Ethereum’s Future: Surge, Scaling, and Beyond
Looking ahead, Ethereum continues to evolve in ways that could further reward long-term hodlers. Upgrades such as the Surge, aimed at scaling transaction throughput, promise to make Ethereum faster and more affordable. Meanwhile, real-world adoption is expanding, with institutions exploring Ethereum-based tokenization of bonds, equities, and currencies.
If Ethereum succeeds in becoming the global settlement layer for digital value, its upside could dwarf even the staggering returns of the past decade. For today’s investors, the lesson from the old wallet is clear: align with assets that combine speculative upside with intrinsic utility, then let time do the heavy lifting.

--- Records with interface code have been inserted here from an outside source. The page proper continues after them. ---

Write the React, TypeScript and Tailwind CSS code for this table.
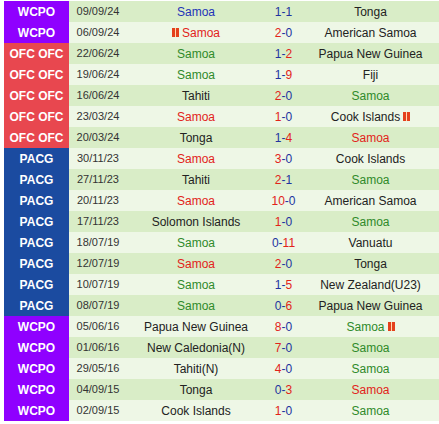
import React from 'react';

type Res = 'w' | 'l' | 'd';

interface Match {
  comp: 'WCPO' | 'OFC' | 'PACG';
  date: string;
  home: string;
  away: string;
  hs: string;
  as: string;
  samoa: 'home' | 'away';
  card?: 'home' | 'away';
}

const matches: Match[] = [
  { comp: 'WCPO', date: '09/09/24', home: 'Samoa', hs: '1', as: '1', away: 'Tonga', samoa: 'home' },
  { comp: 'WCPO', date: '06/09/24', home: 'Samoa', hs: '2', as: '0', away: 'American Samoa', samoa: 'home', card: 'home' },
  { comp: 'OFC', date: '22/06/24', home: 'Samoa', hs: '1', as: '2', away: 'Papua New Guinea', samoa: 'home' },
  { comp: 'OFC', date: '19/06/24', home: 'Samoa', hs: '1', as: '9', away: 'Fiji', samoa: 'home' },
  { comp: 'OFC', date: '16/06/24', home: 'Tahiti', hs: '2', as: '0', away: 'Samoa', samoa: 'away' },
  { comp: 'OFC', date: '23/03/24', home: 'Samoa', hs: '1', as: '0', away: 'Cook Islands', samoa: 'home', card: 'away' },
  { comp: 'OFC', date: '20/03/24', home: 'Tonga', hs: '1', as: '4', away: 'Samoa', samoa: 'away' },
  { comp: 'PACG', date: '30/11/23', home: 'Samoa', hs: '3', as: '0', away: 'Cook Islands', samoa: 'home' },
  { comp: 'PACG', date: '27/11/23', home: 'Tahiti', hs: '2', as: '1', away: 'Samoa', samoa: 'away' },
  { comp: 'PACG', date: '20/11/23', home: 'Samoa', hs: '10', as: '0', away: 'American Samoa', samoa: 'home' },
  { comp: 'PACG', date: '17/11/23', home: 'Solomon Islands', hs: '1', as: '0', away: 'Samoa', samoa: 'away' },
  { comp: 'PACG', date: '18/07/19', home: 'Samoa', hs: '0', as: '11', away: 'Vanuatu', samoa: 'home' },
  { comp: 'PACG', date: '12/07/19', home: 'Samoa', hs: '2', as: '0', away: 'Tonga', samoa: 'home' },
  { comp: 'PACG', date: '10/07/19', home: 'Samoa', hs: '1', as: '5', away: 'New Zealand(U23)', samoa: 'home' },
  { comp: 'PACG', date: '08/07/19', home: 'Samoa', hs: '0', as: '6', away: 'Papua New Guinea', samoa: 'home' },
  { comp: 'WCPO', date: '05/06/16', home: 'Papua New Guinea', hs: '8', as: '0', away: 'Samoa', samoa: 'away', card: 'away' },
  { comp: 'WCPO', date: '01/06/16', home: 'New Caledonia(N)', hs: '7', as: '0', away: 'Samoa', samoa: 'away' },
  { comp: 'WCPO', date: '29/05/16', home: 'Tahiti(N)', hs: '4', as: '0', away: 'Samoa', samoa: 'away' },
  { comp: 'WCPO', date: '04/09/15', home: 'Tonga', hs: '0', as: '3', away: 'Samoa', samoa: 'away' },
  { comp: 'WCPO', date: '02/09/15', home: 'Cook Islands', hs: '1', as: '0', away: 'Samoa', samoa: 'away' },
];

const compStyle: Record<Match['comp'], { label: string; cls: string }> = {
  WCPO: { label: 'WCPO', cls: 'bg-[#8f00ff]' },
  OFC: { label: 'OFC OFC', cls: 'bg-[#e8474f]' },
  PACG: { label: 'PACG', cls: 'bg-[#1b4ba0]' },
};

const resColor: Record<Res, string> = {
  w: 'text-[#e2231a]',
  l: 'text-[#2f8a2a]',
  d: 'text-[#2233b8]',
};

function RedCard() {
  return (
    <span className="inline-flex w-[7px] h-[9px] bg-[#e4401c] justify-center mr-[3px]">
      <span className="w-[1px] h-full bg-[#ffd9b0]" />
    </span>
  );
}

function Team({ name, color, card }: { name: string; color: string; card?: boolean }) {
  return (
    <div className={`flex items-center justify-center ${color}`}>
      {card && name === 'Samoa' && <RedCard />}
      <span>{name}</span>
      {card && name !== 'Samoa' && <span className="ml-[3px] flex"><RedCard /></span>}
    </div>
  );
}

export default function App() {
  return (
    <div className="w-[439px] h-[424px] bg-white pt-px pl-1 font-['Liberation_Sans',Arial,sans-serif] text-[12px]">
      {matches.map((m, i) => {
        const h = parseInt(m.hs);
        const a = parseInt(m.as);
        const sh = h > a ? 'w' : h < a ? 'l' : 'd';
        const res: Res = m.samoa === 'home' ? sh : sh === 'w' ? 'l' : sh === 'l' ? 'w' : 'd';
        const c = compStyle[m.comp];
        const card = m.card;
        const cardRight = card === 'away' && m.away !== 'Samoa';
        return (
          <div
            key={i}
            className={`grid grid-cols-[65px_58px_138px_37px_137px] h-[21px] items-center ${
              i % 2 === 0 ? 'bg-[#d9edc7]' : 'bg-[#eef7e6]'
            }`}
          >
            <div className={`h-full flex items-center justify-center text-white font-bold ${c.cls}`}>
              {c.label}
            </div>
            <div className="text-center text-[11px] text-[#333]">{m.date}</div>
            <Team
              name={m.home}
              color={m.samoa === 'home' ? resColor[res] : 'text-[#222]'}
              card={card === 'home'}
            />
            <div className="text-center">
              <span className={h > a ? 'text-[#e2231a]' : 'text-[#2233a0]'}>{m.hs}</span>
              <span className="text-[#2233a0]">-</span>
              <span className={a > h ? 'text-[#e2231a]' : 'text-[#2233a0]'}>{m.as}</span>
            </div>
            <div className={`flex items-center justify-center ${m.samoa === 'away' ? resColor[res] : 'text-[#222]'}`}>
              <span>{m.away}</span>
              {(cardRight || (card === 'away' && m.away === 'Samoa')) && (
                <span className="ml-[3px] flex">
                  <span className="inline-flex w-[7px] h-[9px] bg-[#e4401c] justify-center">
                    <span className="w-[1px] h-full bg-[#ffd9b0]" />
                  </span>
                </span>
              )}
            </div>
          </div>
        );
      })}
    </div>
  );
}
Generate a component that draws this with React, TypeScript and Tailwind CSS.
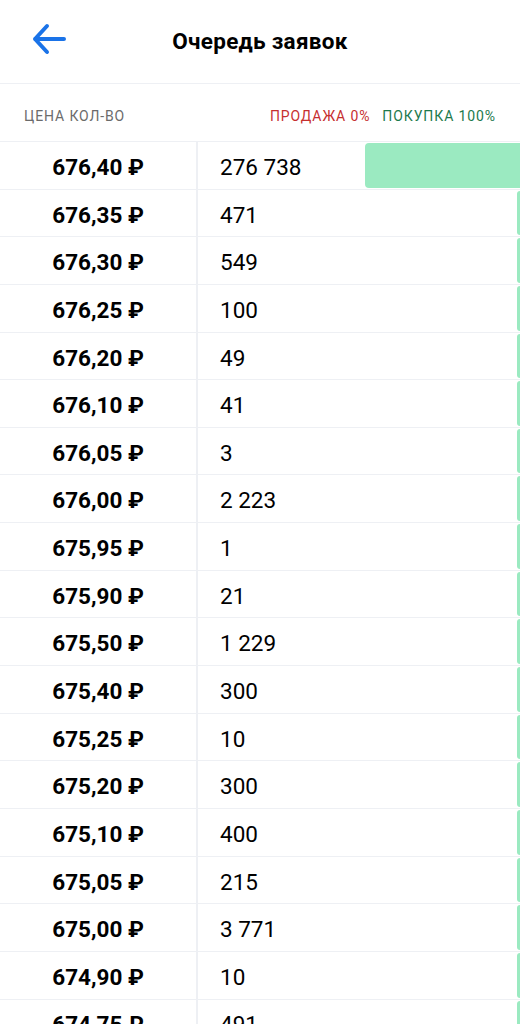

Conclusion: A Blueprint for Crypto Investors
The 2015 Ethereum wallet that turned $49 into nearly $700,000 is a rare case—but it’s also instructive. It proves the power of conviction, patience, and belief in an asset’s long-term utility. Ethereum’s role as the backbone of DeFi and programmable money means its value is tied not only to speculation, but also to adoption and innovation.
For investors, the blueprint is simple: identify projects with both utility and network effects, then resist the temptation to sell too soon. As Ethereum’s story shows, long-term hodling can transform modest sums into generational wealth, provided one has the patience to endure the cycles along the way.